Row Filter/ Splitter Performance

I am experiencing unnecessarily slow performance when filtering/splitting large datasets based on row number range. In my particular case, I am splitting my table at the first row, i.e. first row goes to top port while the remaining rows go to the bottom port. Intuitively, filtering based on the index of the dataset should be a fast operation… but KNIME seems to be doing this in a way that is quite slow.

Hi @davekalpak,

The problem with the Row Splitter is that even though only one row goes in the top output, the node still has to write a table with all other rows in the bottom output. I.e., it still needs to write the full table so splitting is different from just filtering. Note that this doesn’t happen with the Row Filter since the not-selected rows are discarded.
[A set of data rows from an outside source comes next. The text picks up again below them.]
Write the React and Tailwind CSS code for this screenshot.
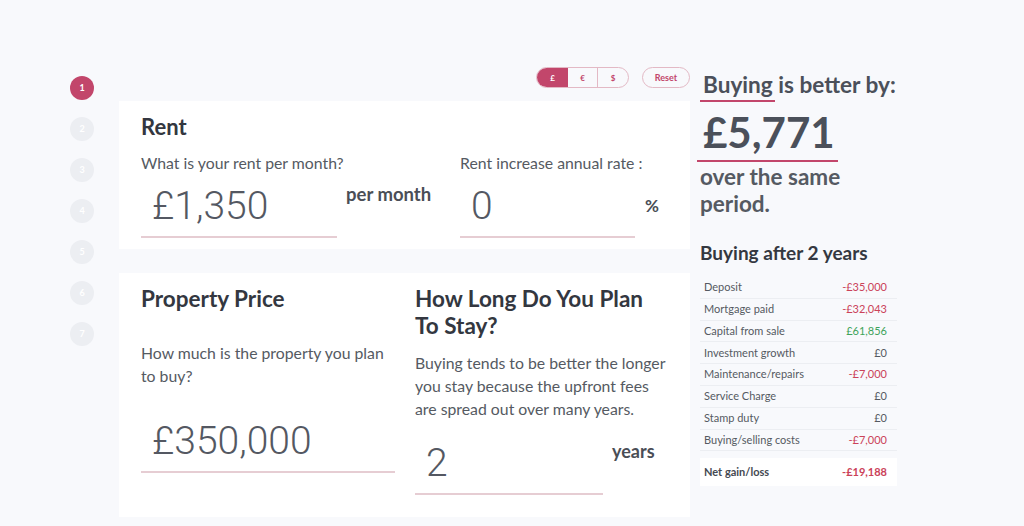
import React from "react";

const font = { fontFamily: "Lato, 'Open Sans', sans-serif" };

function Step({ n, active }) {
  return (
    <div
      className={
        "w-[24px] h-[24px] rounded-full flex items-center justify-center text-[9px] font-bold text-white " +
        (active ? "bg-[#c2466b]" : "bg-[#eceef2]")
      }
    >
      {n}
    </div>
  );
}

function Field({ value, width, unit, unitClass }) {
  return (
    <div className="flex items-start">
      <div className={width}>
        <div className="h-[46px] pl-[11px] flex items-center text-[39px] leading-none text-[#545862] font-['Roboto',sans-serif] font-light">
          {value}
        </div>
        <div className="mt-[7px] h-[2px] bg-[#e6cdd3]" />
      </div>
      {unit && <div className={unitClass}>{unit}</div>}
    </div>
  );
}

const rows = [
  ["Deposit", "-£35,000", "r"],
  ["Mortgage paid", "-£32,043", "r"],
  ["Capital from sale", "£61,856", "g"],
  ["Investment growth", "£0", ""],
  ["Maintenance/repairs", "-£7,000", "r"],
  ["Service Charge", "£0", ""],
  ["Stamp duty", "£0", ""],
  ["Buying/selling costs", "-£7,000", "r"],
];

export default function App() {
  return (
    <div
      className="w-[1024px] h-[526px] bg-[#f8f9fc] overflow-hidden flex pl-[70px] pt-[67px] text-[#3b3f47]"
      style={font}
    >
      {/* steps */}
      <div className="w-[24px] mt-[9px] flex flex-col gap-[17px]">
        <Step n={1} active />
        <Step n={2} />
        <Step n={3} />
        <Step n={4} />
        <Step n={5} />
        <Step n={6} />
        <Step n={7} />
      </div>

      {/* main */}
      <div className="ml-[25px] w-[571px]">
        <div className="h-[21px] flex justify-end gap-[13px]">
          <div className="flex h-[21px] rounded-full border border-[#e3b9c5] overflow-hidden text-[8px] font-bold">
            <div className="w-[31px] flex items-center justify-center bg-[#c2466b] text-white">£</div>
            <div className="w-[30px] flex items-center justify-center text-[#c2466b] border-r border-[#e3b9c5]">€</div>
            <div className="w-[30px] flex items-center justify-center text-[#c2466b]">$</div>
          </div>
          <div className="w-[48px] h-[21px] rounded-full border border-[#e3b9c5] flex items-center justify-center text-[9px] font-bold text-[#c2466b]">
            Reset
          </div>
        </div>

        {/* Rent card */}
        <div className="mt-[13px] h-[148px] bg-white px-[22px] pt-[12px] grid grid-cols-[319px_1fr]">
          <div>
            <div className="text-[22px] font-bold leading-[28px] text-[#333740]">Rent</div>
            <div className="mt-[12px] text-[15.8px] leading-[20px] text-[#555a62]">What is your rent per month?</div>
            <div className="mt-[10px]">
              <Field
                value="£1,350"
                width="w-[196px]"
                unit="per month"
                unitClass="ml-[9px] leading-[22px] text-[18.5px] font-bold text-[#4a4e56]"
              />
            </div>
          </div>
          <div className="pt-[40px]">
            <div className="text-[15.8px] leading-[20px] text-[#555a62]">Rent increase annual rate :</div>
            <div className="mt-[10px]">
              <Field
                value="0"
                width="w-[175px]"
                unit="%"
                unitClass="ml-[10px] mt-[12px] leading-[22px] text-[17px] font-bold text-[#4a4e56]"
              />
            </div>
          </div>
        </div>

        {/* Property card */}
        <div className="mt-[24px] h-[244px] bg-white px-[22px] pt-[12px] grid grid-cols-[274px_1fr]">
          <div>
            <div className="text-[22.5px] font-bold leading-[28px] text-[#333740]">Property Price</div>
            <div className="mt-[28px] w-[254px] text-[15.8px] leading-[23px] text-[#555a62]">
              How much is the property you plan to buy?
            </div>
            <div className="mt-[31px]">
              <Field value="£350,000" width="w-[254px]" />
            </div>
          </div>
          <div>
            <div className="text-[22.5px] font-bold leading-[27px] text-[#333740] w-[245px]">
              How Long Do You Plan To Stay?
            </div>
            <div className="mt-[12px] w-[253px] text-[15.8px] leading-[23px] text-[#555a62]">
              Buying tends to be better the longer you stay because the upfront fees are spread out over many years.
            </div>
            <div className="mt-[20px]">
              <Field
                value="2"
                width="w-[188px]"
                unit="years"
                unitClass="ml-[9px] leading-[22px] text-[18px] font-bold text-[#4a4e56]"
              />
            </div>
          </div>
        </div>
      </div>

      {/* right panel */}
      <div className="ml-[10px] w-[200px] text-[#4b505a]">
        <div className="text-[22.6px] font-bold leading-[30px] mt-[3px] pl-[3px] whitespace-nowrap">
          <span className="relative">
            Buying
            <span className="absolute left-[-3px] right-[-2px] bottom-[-4px] h-[2px] bg-[#c2466b]" />
          </span>{" "}
          is better by:
        </div>
        <div className="mt-[8px] pl-[3px] text-[42px] font-bold leading-[48px] w-[138px] relative">
          £5,771
          <span className="absolute left-[-3px] right-0 bottom-[-6px] h-[2px] bg-[#c2466b]" />
        </div>
        <div className="mt-[7px] text-[22.5px] font-bold leading-[27px] text-[#555a62]">
          over the same
          <br />
          period.
        </div>
        <div className="mt-[24px] text-[19px] font-bold leading-[24px] text-[#343841]">Buying after 2 years</div>
        <div className="mt-[12px] w-[197px] text-[11px]">
          {rows.map(([l, v, c]) => (
            <div
              key={l}
              className="h-[21.8px] flex items-center justify-between pl-[4px] pr-[10px] border-b border-[#eceef2] text-[#555a62]"
            >
              <span>{l}</span>
              <span className={c === "r" ? "text-[#cb4259]" : c === "g" ? "text-[#3ea35a]" : "text-[#555a62]"}>{v}</span>
            </div>
          ))}
          <div className="mt-[7px] h-[28px] bg-white flex items-center justify-between pl-[4px] pr-[10px] font-bold text-[#454952]">
            <span>Net gain/loss</span>
            <span className="text-[#cb4259]">-£19,188</span>
          </div>
        </div>
      </div>
    </div>
  );
}
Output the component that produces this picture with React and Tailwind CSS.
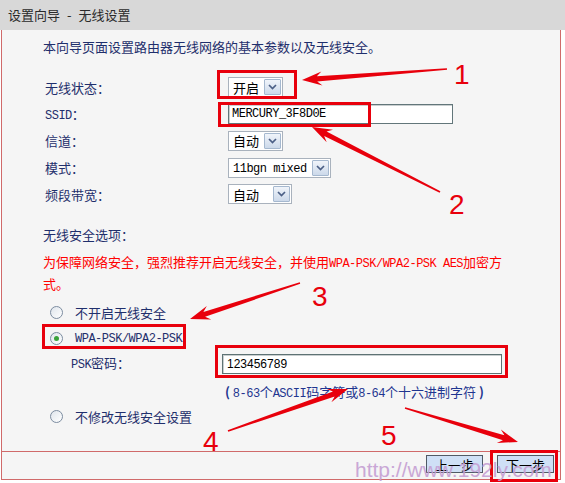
import React from 'react';

const RED = '#e8000c';

// tapered annotation arrow from tail (tx,ty) to tip (px,py)
function arrowPoints(tx, ty, px, py, headLen = 20, headW = 7, s0 = 0.8, s1 = 2.6) {
    const dx = px - tx, dy = py - ty;
    const len = Math.hypot(dx, dy);
    const ux = dx / len, uy = dy / len;
    const nx = -uy, ny = ux;
    const jx = px - ux * headLen * 0.75, jy = py - uy * headLen * 0.75;
    const wx = px - ux * headLen, wy = py - uy * headLen;
    const pts = [
        [tx + nx * s0, ty + ny * s0],
        [jx + nx * s1, jy + ny * s1],
        [wx + nx * headW, wy + ny * headW],
        [px, py],
        [wx - nx * headW, wy - ny * headW],
        [jx - nx * s1, jy - ny * s1],
        [tx - nx * s0, ty - ny * s0],
    ];
    return pts.map(p => p.map(v => v.toFixed(1)).join(',')).join(' ');
}

const arrows = [
    [447, 69, 302, 80],
    [440, 192, 312, 127],
    [300, 283, 190, 319],
    [228, 431, 348, 389],
    [405, 408, 518, 442],
];

function M({ children }) {
    return <span className="font-['Liberation_Mono',monospace] text-[12px] tracking-[-0.5px]">{children}</span>;
}

function Select({ text, className, mono }) {
    return (
        <div className={`flex items-center h-[20px] bg-white border border-[#a9b2bd] pl-[4px] pr-[1px] ${className}`}>
            <span className="flex-1 text-[13px] leading-none text-black whitespace-nowrap">
                {mono ? <M>{text}</M> : text}
            </span>
            <span className="w-[17px] h-[16px] border border-[#a5b8cf] rounded-[1px] bg-linear-to-b from-[#f0f4fa] to-[#ccd9ea] flex items-center justify-center">
                <svg width="9" height="6" viewBox="0 0 9 6">
                    <polyline points="1,1 4.5,4.5 8,1" stroke="#4b5f86" strokeWidth="1.7" fill="none" />
                </svg>
            </span>
        </div>
    );
}

function Radio({ checked }) {
    return (
        <span className="w-[13px] h-[13px] rounded-full border border-[#7c8ca0] bg-linear-to-br from-[#dfe5ec] to-white flex items-center justify-center shrink-0">
            {checked && <span className="w-[5px] h-[5px] rounded-full bg-[#3aa23a]" />}
        </span>
    );
}

function Row({ label, children }) {
    return (
        <div className="flex items-center h-[26.75px]">
            <div className="w-[183px] text-[13px] leading-none text-[#1f2f6c]">{label}</div>
            {children}
        </div>
    );
}

export default function App() {
    return (
        <div className="relative w-[565px] h-[483px] bg-white overflow-hidden font-['Noto_Sans_CJK_SC',sans-serif]">
            {/* title bar */}
            <div className="h-[30px] bg-[#d8d8d8] flex items-center pl-[8px] text-[13px] text-[#2a2a2a] whitespace-nowrap">
                设置向导<span className="mx-[7px]">-</span>无线设置
            </div>

            {/* frame */}
            <div className="ml-[1px] w-[560px] border-x border-b border-[#d06a6a] bg-[#f5f5f5]">
                <div className="h-[421px] pl-[41px]">
                    <div className="pt-[8px] h-[26px] leading-[18px] text-[13px] text-[#1f2f6c]">
                        本向导页面设置路由器无线网络的基本参数以及无线安全。
                    </div>

                    <div className="mt-[18px] pl-[2px]">
                        <Row label="无线状态：">
                            <Select text="开启" className="w-[55px]" />
                        </Row>
                        <Row label={<><M>SSID</M>：</>}>
                            <div className="w-[225px] h-[20px] bg-white border border-[#62767a] shadow-[inset_1px_1px_0_#c9cfd0] pl-[3px] flex items-center text-black leading-none">
                                <M>MERCURY_3F8D0E</M>
                            </div>
                        </Row>
                        <Row label="信道：">
                            <Select text="自动" className="w-[55px]" />
                        </Row>
                        <Row label="模式：">
                            <Select text="11bgn mixed" mono className="w-[103px]" />
                        </Row>
                        <Row label="频段带宽：">
                            <Select text="自动" className="w-[64px]" />
                        </Row>
                    </div>

                    <div className="mt-[18px] h-[18px] leading-[18px] text-[13px] text-[#1f2f6c]">无线安全选项：</div>
                    <div className="mt-[8px] leading-[20px] text-[13px] text-[#ff0000] whitespace-nowrap">
                        为保障网络安全，强烈推荐开启无线安全，并使用<M>WPA-PSK/WPA2-PSK AES</M>加密方<br />式。
                    </div>

                    <div className="mt-[6px] pl-[7px]">
                        <div className="flex items-center h-[26px] gap-[12px] text-[13px] leading-none text-[#1f2f6c]">
                            <Radio />
                            <span>不开启无线安全</span>
                        </div>
                        <div className="flex items-center h-[26px] gap-[12px] text-[13px] leading-none text-[#1f2f6c]">
                            <Radio checked />
                            <M>WPA-PSK/WPA2-PSK</M>
                        </div>
                    </div>

                    <div className="flex items-center h-[24px] pl-[28px]">
                        <div className="w-[151px] text-[13px] leading-none text-[#1f2f6c]"><M>PSK</M>密码：</div>
                        <div className="w-[280px] h-[20px] bg-white border border-[#5e7274] shadow-[inset_1px_1px_0_#c9cfd0] pl-[4px] flex items-center font-['Liberation_Sans',sans-serif] text-[12px] text-black leading-none">
                            123456789
                        </div>
                    </div>

                    <div className="mt-[7px] h-[18px] leading-[18px] pl-[182px] text-[13px] text-[#1f3590] whitespace-nowrap">
                        <span className="font-bold">(</span> <M>8-63</M>个<M>ASCII</M>码字符或<M>8-64</M>个十六进制字符 <span className="font-bold">)</span>
                    </div>

                    <div className="mt-[6px] pl-[7px] flex items-center h-[20px] gap-[12px] text-[13px] leading-none text-[#1f2f6c]">
                        <Radio />
                        <span>不修改无线安全设置</span>
                    </div>
                </div>

                {/* footer */}
                <div className="h-[28px] border-t border-[#d06a6a] flex justify-end gap-[14px] pt-[3px] pr-[6px]">
                    <button className="w-[57px] h-[18px] border border-[#505a66] bg-[#cfe0f6] text-[13px] leading-none text-black flex items-center justify-center">上一步</button>
                    <button className="w-[57px] h-[18px] border border-[#505a66] bg-[#cfe0f6] text-[13px] leading-none text-black flex items-center justify-center">下一步</button>
                </div>
            </div>

            {/* annotations */}
            <div className="absolute inset-0 pointer-events-none">
                <svg width="565" height="483" className="absolute inset-0">
                    {arrows.map((a, i) => (
                        <polygon key={i} points={arrowPoints(...a)} fill={RED} />
                    ))}
                </svg>
                <div className="absolute left-[217px] top-[70px] w-[80px] h-[29px] border-[3px] border-[#e8000c]" />
                <div className="absolute left-[218px] top-[102px] w-[153px] h-[25px] border-[3px] border-[#e8000c]" />
                <div className="absolute left-[42px] top-[324px] w-[144px] h-[25px] border-[3px] border-[#e8000c]" />
                <div className="absolute left-[215px] top-[345px] w-[293px] h-[33px] border-[3px] border-[#e8000c]" />
                <div className="absolute left-[490px] top-[450px] w-[68px] h-[32px] border-[3px] border-[#e8000c]" />

                <span className="absolute left-[454px] top-[61px] text-[28px] leading-none text-[#e8000c] font-['Liberation_Sans',sans-serif]">1</span>
                <span className="absolute left-[449px] top-[191px] text-[28px] leading-none text-[#e8000c] font-['Liberation_Sans',sans-serif]">2</span>
                <span className="absolute left-[312px] top-[283px] text-[28px] leading-none text-[#e8000c] font-['Liberation_Sans',sans-serif]">3</span>
                <span className="absolute left-[203px] top-[428px] text-[28px] leading-none text-[#e8000c] font-['Liberation_Sans',sans-serif]">4</span>
                <span className="absolute left-[381px] top-[422px] text-[28px] leading-none text-[#e8000c] font-['Liberation_Sans',sans-serif]">5</span>

                <span className="absolute left-[355px] top-[459px] text-[21px] leading-none text-[#c59fd3] opacity-90 font-['Liberation_Sans',sans-serif] whitespace-nowrap">
                    http://www.192ly.com
                </span>
            </div>
        </div>
    );
}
Hope that explains things a bit!

Cheers,
Roland

Thank you, Roland. I appreciate your prompt reply.

Very true. The Row Filter does complete immediately once the criteria are satisfied. However, the intent of my question might have been distracted by my example. Let’s take the case of the Row Filter. When I specify a range, let’s say the middle third of a large table. It appears that the mechanism in the background is checking every row up to the start of the range, then collecting data until it reaches the end of the range - from there the results are returned (hence, the last third of the table is ignored). Assuming that the data from the previous node is already loaded and available, if I’m filtering by the index of a table, I imagine there are more efficient ways to do it than explicitly checking every row from top down.

Another point that I would like to make, which you touch on in your response - is regarding how data is “written” to the output. I will attempt to explain my confusion with an example.
Let’s take the Column Filter. Regardless of how large (rows or columns) my input is, and regardless of the type of filtering I’m doing (column selection, pattern matching, etc…), the Column Filter executes extremely quickly. It does not appear to be “writing” new data to its output - I would assume it is referencing the previous node’s output and transforming it on the fly - so there is only one copy of the data (from the previous node). If not that, then somehow it is immediately creating a copy of the input and dropping columns that need to be filtered out. The execution of the Column Filter is much too fast even for that…
I think that the Row Filter and Splitter could benefit from the methods that work so well for the Column Filter - especially when it comes to index-based filtering.